_Objective_. Gather up the lines with the word "React" in them.

•••

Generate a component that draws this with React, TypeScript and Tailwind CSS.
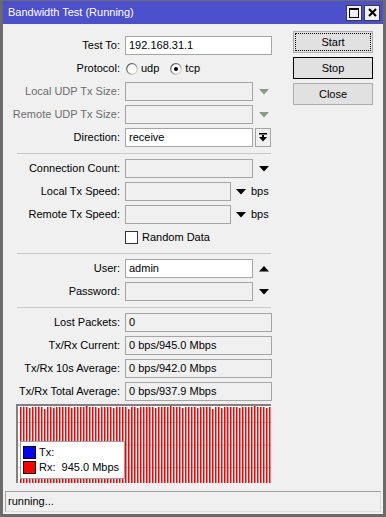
import React from "react";

const FONT = "font-['Liberation_Sans',Arial,sans-serif]";

function Down({ gray }: { gray?: boolean }) {
  return (
    <svg width="10" height="6" viewBox="0 0 10 6">
      <polygon points="0,0 10,0 5,5.5" fill={gray ? "#8b978b" : "#000"} />
    </svg>
  );
}
function Up() {
  return (
    <svg width="10" height="6" viewBox="0 0 10 6">
      <polygon points="0,5.5 10,5.5 5,0" fill="#000" />
    </svg>
  );
}

function Radio({ checked, id }: { checked?: boolean; id: string }) {
  return (
    <svg width="12" height="12" viewBox="0 0 12 12">
      <defs>
        <linearGradient id={id} x1="0" y1="0" x2="1" y2="1">
          <stop offset="0" stopColor="#3c3c3c" />
          <stop offset="0.55" stopColor="#9a9a9a" />
          <stop offset="1" stopColor="#f2f2f2" />
        </linearGradient>
      </defs>
      <circle cx="6" cy="6" r="5.3" fill="#fff" stroke={`url(#${id})`} strokeWidth="1.2" />
      {checked && <circle cx="6" cy="6" r="2" fill="#000" />}
    </svg>
  );
}

function Row({ label, disabled, children }: { label: string; disabled?: boolean; children?: React.ReactNode }) {
  return (
    <div className="flex items-center h-[19px]">
      <div className={`w-[117px] text-right whitespace-nowrap ${disabled ? "text-[#6d6d6d]" : "text-black"}`}>{label}</div>
      <div className="ml-[5px] flex items-center h-[19px]">{children}</div>
    </div>
  );
}

function Field({ w, white, children }: { w: string; white?: boolean; children?: React.ReactNode }) {
  return (
    <div className={`${w} h-[19px] border border-[#a5a5a5] ${white ? "bg-white" : "bg-[#f0f0f0]"} pl-[3px] flex items-center whitespace-nowrap`}>
      {children}
    </div>
  );
}

function Sep() {
  return <div className="ml-[14px] w-[254px] h-px bg-[#c8c8c8] mt-[6px] mb-[5px]" />;
}

function Chart() {
  const bars: React.ReactNode[] = [];
  const tops = [1, 1, 1, 2, 1, 1, 1, 1, 3, 1, 1, 2, 1, 1, 1, 1, 1, 2, 1, 1, 1, 1, 0, 1, 1, 1, 2, 1];
  for (let i = 0; i < 84; i++) {
    const t = tops[i % tops.length];
    bars.push(<rect key={i} x={2 + i * 3} y={t} width={1.5} height={77 - t} fill="#ff0000" />);
  }
  const vgrid: React.ReactNode[] = [];
  for (let x = 5.5; x < 253; x += 15.6) {
    vgrid.push(<line key={x} x1={x} y1={0} x2={x} y2={77} stroke="#c8c8c8" strokeWidth="1" />);
  }
  return (
    <div className="relative ml-[13px] mt-[3px] w-[255px] h-[79px] border-t-2 border-l-2 border-[#808080] bg-white">
      <svg width="253" height="77" viewBox="0 0 253 77" className="block">
        {vgrid}
        {[16.5, 39, 61.5].map((y) => (
          <line key={y} x1={0} y1={y} x2={253} y2={y} stroke="#c8c8c8" strokeWidth="1" />
        ))}
        {bars}
      </svg>
      <div className="absolute left-[2px] top-[35px] w-[105px] h-[38px] bg-white border border-[#a0a0a0] flex flex-col pl-[2px] pt-[4px] gap-[2px]">
        <div className="flex items-center h-[13px]">
          <div className="w-[13px] h-[13px] bg-[#0000ff] border border-black" />
          <span className="ml-[3px]">Tx:</span>
        </div>
        <div className="flex items-center h-[13px]">
          <div className="w-[13px] h-[13px] bg-[#ff0000] border border-black" />
          <span className="ml-[3px] whitespace-pre">Rx:  945.0 Mbps</span>
        </div>
      </div>
    </div>
  );
}

function Btn({ label, kind }: { label: string; kind?: "focus" | "default" }) {
  return (
    <div
      className={`relative w-[80px] h-[22px] bg-[#e1e1e1] border ${kind === "default" ? "border-black" : "border-[#adadad]"} flex items-center justify-center`}
    >
      {kind === "focus" && <div className="absolute inset-[1px] border border-dotted border-black" />}
      <span className="relative">{label}</span>
    </div>
  );
}

export default function App() {
  return (
    <div className={`${FONT} text-[11px] leading-none text-black w-[386px] h-[517px] bg-[#f0f0f0] flex flex-col border-x-[3px] border-b-[3px] border-t border-[#6b6b6b]`}>
      {/* title bar */}
      <div className="h-[23px] bg-[#4d50cc] flex items-center pl-[5px] pr-[3px] text-white text-[11px]">
        <span>Bandwidth Test (Running)</span>
        <div className="ml-auto flex gap-[2px]">
          <div className="w-[16px] h-[16px] bg-[#f0f0f0] border border-[#3a3a3a] flex items-center justify-center">
            <svg width="10" height="10" viewBox="0 0 10 10">
              <rect x="0.5" y="0.5" width="9" height="9" fill="none" stroke="#000" />
              <rect x="0" y="0" width="10" height="2" fill="#000" />
            </svg>
          </div>
          <div className="w-[16px] h-[16px] bg-[#f0f0f0] border border-[#3a3a3a] flex items-center justify-center">
            <svg width="9" height="9" viewBox="0 0 9 9">
              <path d="M1,1 L8,8 M8,1 L1,8" stroke="#000" strokeWidth="2" />
            </svg>
          </div>
        </div>
      </div>

      {/* body */}
      <div className="flex-1 flex">
        <div className="w-[282px] flex flex-col pt-[12px]">
          <div className="flex flex-col gap-[4px]">
            <Row label="Test To:">
              <Field w="w-[147px]" white>192.168.31.1</Field>
            </Row>
            <Row label="Protocol:">
              <div className="flex items-center ml-[1px]">
                <Radio id="r1" />
                <span className="ml-[3px]">udp</span>
                <div className="ml-[11px]">
                  <Radio id="r2" checked />
                </div>
                <span className="ml-[3px]">tcp</span>
              </div>
            </Row>
            <Row label="Local UDP Tx Size:" disabled>
              <Field w="w-[128px]" />
              <div className="ml-[6px]"><Down gray /></div>
            </Row>
            <Row label="Remote UDP Tx Size:" disabled>
              <Field w="w-[128px]" />
              <div className="ml-[6px]"><Down gray /></div>
            </Row>
            <Row label="Direction:">
              <Field w="w-[128px]" white>receive</Field>
              <div className="ml-[2px] w-[16px] h-[19px] border border-[#a5a5a5] bg-[#f0f0f0] flex items-center justify-center">
                <svg width="8" height="9" viewBox="0 0 8 9">
                  <rect x="0" y="0" width="8" height="1.5" fill="#000" />
                  <rect x="3" y="2" width="2" height="3" fill="#000" />
                  <polygon points="0,4 8,4 4,8.5" fill="#000" />
                </svg>
              </div>
            </Row>
          </div>
          <Sep />
          <div className="flex flex-col gap-[4px]">
            <Row label="Connection Count:">
              <Field w="w-[128px]" />
              <div className="ml-[6px]"><Down /></div>
            </Row>
            <Row label="Local Tx Speed:">
              <Field w="w-[106px]" />
              <div className="ml-[5px]"><Down /></div>
              <span className="ml-[5px]">bps</span>
            </Row>
            <Row label="Remote Tx Speed:">
              <Field w="w-[106px]" />
              <div className="ml-[5px]"><Down /></div>
              <span className="ml-[5px]">bps</span>
            </Row>
            <Row label="">
              <div className="w-[13px] h-[13px] bg-white border border-[#333]" />
              <span className="ml-[4px]">Random Data</span>
            </Row>
          </div>
          <Sep />
          <div className="flex flex-col gap-[4px]">
            <Row label="User:">
              <Field w="w-[128px]" white>admin</Field>
              <div className="ml-[6px]"><Up /></div>
            </Row>
            <Row label="Password:">
              <Field w="w-[128px]" />
              <div className="ml-[6px]"><Down /></div>
            </Row>
          </div>
          <Sep />
          <div className="flex flex-col gap-[4px]">
            <Row label="Lost Packets:">
              <Field w="w-[147px]">0</Field>
            </Row>
            <Row label="Tx/Rx Current:">
              <Field w="w-[147px]">0 bps/945.0 Mbps</Field>
            </Row>
            <Row label="Tx/Rx 10s Average:">
              <Field w="w-[147px]">0 bps/942.0 Mbps</Field>
            </Row>
            <Row label="Tx/Rx Total Average:">
              <Field w="w-[147px]">0 bps/937.9 Mbps</Field>
            </Row>
          </div>
          <Chart />
        </div>
        <div className="flex flex-col gap-[4px] pt-[7px] pl-[8px]">
          <Btn label="Start" kind="focus" />
          <Btn label="Stop" kind="default" />
          <Btn label="Close" />
        </div>
      </div>

      {/* status bar */}
      <div className="ml-[2px] mr-[2px] mb-[2px] h-[21px] border border-t-[#a0a0a0] border-l-[#a0a0a0] border-b-[#dcdcdc] border-r-[#dcdcdc] flex items-center pl-[2px]">
        running...
      </div>
    </div>
  );
}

•••

_Expected answer_.
Generate a component that draws this with React, TypeScript and Tailwind CSS.
import React from "react";
function Row({ label, disabled, children }: { label: string; disabled?: boolean; children?: React.ReactNode }) {
function Field({ w, white, children }: { w: string; white?: boolean; children?: React.ReactNode }) {
  const bars: React.ReactNode[] = [];
  const vgrid: React.ReactNode[] = [];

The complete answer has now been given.